Si tratta di un effetto a volte scontato ma incredibilmente difficile da ottenere in maniera “pulita”. Nel film ciò è il risultato di una narrazione minimalista che concentra il suo svolgimento in una manciata di sequenze, spremute fino all’osso e completamente spogliate dal dinamismo dei movimenti di macchina, del montaggio e della musica. Camera fissa e il suono della natura, nulla di più.
Il succo del racconto è facilmente intuibile alla sola lettura della sinossi: il regista si prende gioco di una sorta di complesso del superuomo americano. Joseph è inspiegabilmente spinto ad affermarsi come figura forte e rassicurante con la famiglia; virile e impavido con i suoi “simili” – ad esempio col vicino Doug (Carl Kennedy) – , legittimandosi con l’uso della forza. Nulla di più lontano dalla sua persona. Il breve viaggio del protagonista lo porta inevitabilmente a compromettere la propria integrità, mettendo a nudo questo mito americano e rivelandosi per quello che è veramente, o meglio ciò che è sempre stato. Lo sguardo finale all’amico poliziotto (Jeffrey Dean Morgan) rivela, anche se irrimediabilmente tardi, la consapevolezza sulla sua natura.
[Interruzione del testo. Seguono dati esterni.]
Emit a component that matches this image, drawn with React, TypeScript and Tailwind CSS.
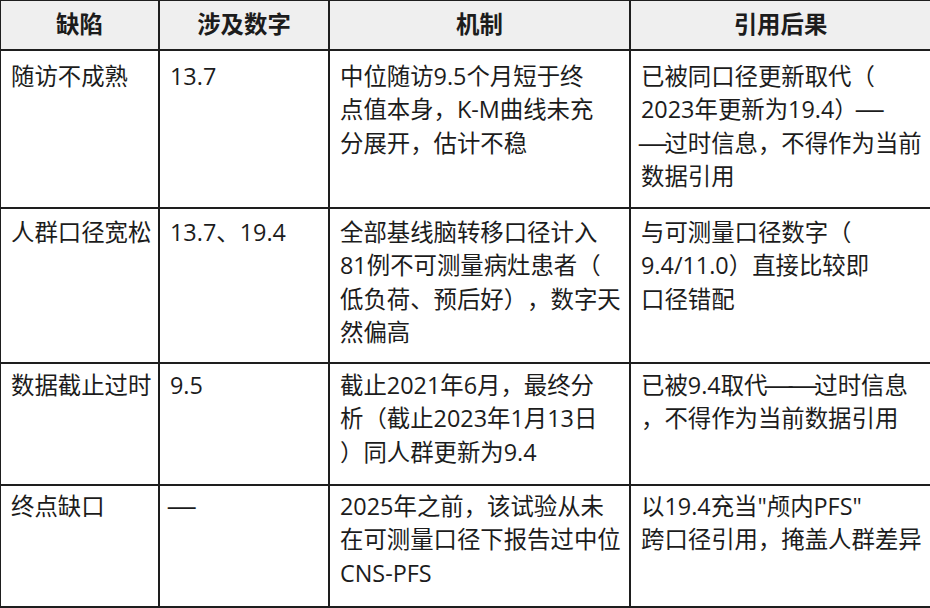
import React from "react";

const rows: { c1: string[]; c2: string[]; c3: string[]; c4: string[]; h: string; pt: string }[] = [
  {
    c1: ["随访不成熟"],
    c2: ["13.7"],
    c3: ["中位随访9.5个月短于终", "点值本身，K-M曲线未充", "分展开，估计不稳"],
    c4: ["已被同口径更新取代（", "2023年更新为19.4）—", "—过时信息，不得作为当前", "数据引用"],
    h: "h-[156px]",
    pt: "pt-[9px]",
  },
  {
    c1: ["人群口径宽松"],
    c2: ["13.7、19.4"],
    c3: ["全部基线脑转移口径计入", "81例不可测量病灶患者（", "低负荷、预后好），数字天", "然偏高"],
    c4: ["与可测量口径数字（", "9.4/11.0）直接比较即", "口径错配"],
    h: "h-[153px]",
    pt: "pt-[7px]",
  },
  {
    c1: ["数据截止过时"],
    c2: ["9.5"],
    c3: ["截止2021年6月，最终分", "析（截止2023年1月13日", "）同人群更新为9.4"],
    c4: ["已被9.4取代——过时信息", "，不得作为当前数据引用"],
    h: "h-[120px]",
    pt: "pt-[5px]",
  },
  {
    c1: ["终点缺口"],
    c2: ["—"],
    c3: ["2025年之前，该试验从未", "在可测量口径下报告过中位", "CNS-PFS"],
    c4: ["以19.4充当\"颅内PFS\"", "跨口径引用，掩盖人群差异"],
    h: "h-[120px]",
    pt: "pt-[4px]",
  },
];

function Line({ text }: { text: string }) {
  const parts = text.split(/(—)/);
  return (
    <div className="whitespace-nowrap">
      {parts.map((p, i) =>
        p === "—" ? (
          <span key={i} className="inline-block w-[1em] text-center">
            <span className="inline-block scale-x-[1.3]">—</span>
          </span>
        ) : (
          <React.Fragment key={i}>{p}</React.Fragment>
        )
      )}
    </div>
  );
}

export default function App() {
  return (
    <div
      className="w-[930px] h-[608px] overflow-hidden bg-white text-[#1c1c1c] [text-spacing-trim:space-all]"
      style={{ fontFamily: '"Open Sans", "Noto Sans CJK SC", sans-serif' }}
    >
      <div className="w-[931px] bg-[#1e1e1e] pt-px pl-px pb-[2px] pr-px">
        <div className="grid grid-cols-[157px_168px_299px_299px] gap-[2px] text-[23.4px] leading-[33.3px]">
          {["缺陷", "涉及数字", "机制", "引用后果"].map((t) => (
            <div key={t} className="h-[48px] bg-[#efefef] flex items-center justify-center font-bold">
              {t}
            </div>
          ))}
          {rows.map((r, i) => (
            <React.Fragment key={i}>
              {[r.c1, r.c2, r.c3, r.c4].map((c, j) => (
                <div key={j} className={`bg-white px-[10px] ${r.h} ${r.pt}`}>
                  {c.map((l, k) => (
                    <Line key={k} text={l} />
                  ))}
                </div>
              ))}
            </React.Fragment>
          ))}
        </div>
      </div>
    </div>
  );
}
Ma la forma come veicola la sostanza? La tematica del film è stata affrontata innumerevoli volte, dal cinema e non solo, perciò da questo punto di vista non risulta innovativa. Particolare è invece l’approccio della regia, che in modo funzionale usa la visione minimalista come cassa di risonanza per mediare in maniera più diretta possibile la sua critica. Proprio la funzionalità, assieme al concetto di consapevolezza, rende interessante il dibattito sulla percezione dell’opera e sull’analisi dei film in generale.
Questa pellicola mette in scena l’annosa diatriba tra giudizio soggettivo ed oggettivo. Joseph Chambers rientra nella cerchia di film che hanno bisogno di entrambe le visioni per poter essere apprezzato – oppure odiato – ma certamente capito. Da una parte è assecondabile il pensiero di chi possa bollare l’opera come “già vista”, dal momento che si tratterebbe di una declinazione solo formale (l’approccio minimalista) di una tematica già affrontata, e che la funzionalità nel dare risonanza ad una banalità sia quanto meno paradossale. Dall’altro è condivisibile l’opinione di chi sostiene come la semplicità della messa in scena sgrezzi totalmente la materia e proietti chiaramente e con potenza il messaggio davanti agli occhi dello spettatore.
L’opinabilità regna sovrana quando i giudizi soggettivi devono rendere conto alla consapevolezza artistica. La scelta di lavorare per sottrazione, risaltando la solitudine del personaggio e allo stesso tempo la breve distanza che lo frappone allo spettatore, non ostacolato da montaggio o musica, è soppesata e ha una sua logica. In questo senso non può essere smentita o messa in discussione. Che il regista abbia cercato di esprimere con la totale assenza di filtri il suo messaggio è altrettanto indubbio: apprezzabile o meno è una scelta artistica, fondata e non negoziabile. La natura concreta dell’opera – e alla fine dello stesso personaggio – è proprio la consapevolezza nelle proprie idee. È da a questo affascinante nucleo oggettivo che gli spettatori di The Integrity of Joseph Chambers, proiettato al NOAM Film Festival di Faenza, sono dovuti partire per decidere se amare la potenza visiva, oppure odiare la banalità espressiva, dell’ultima opera di Robert Machoian.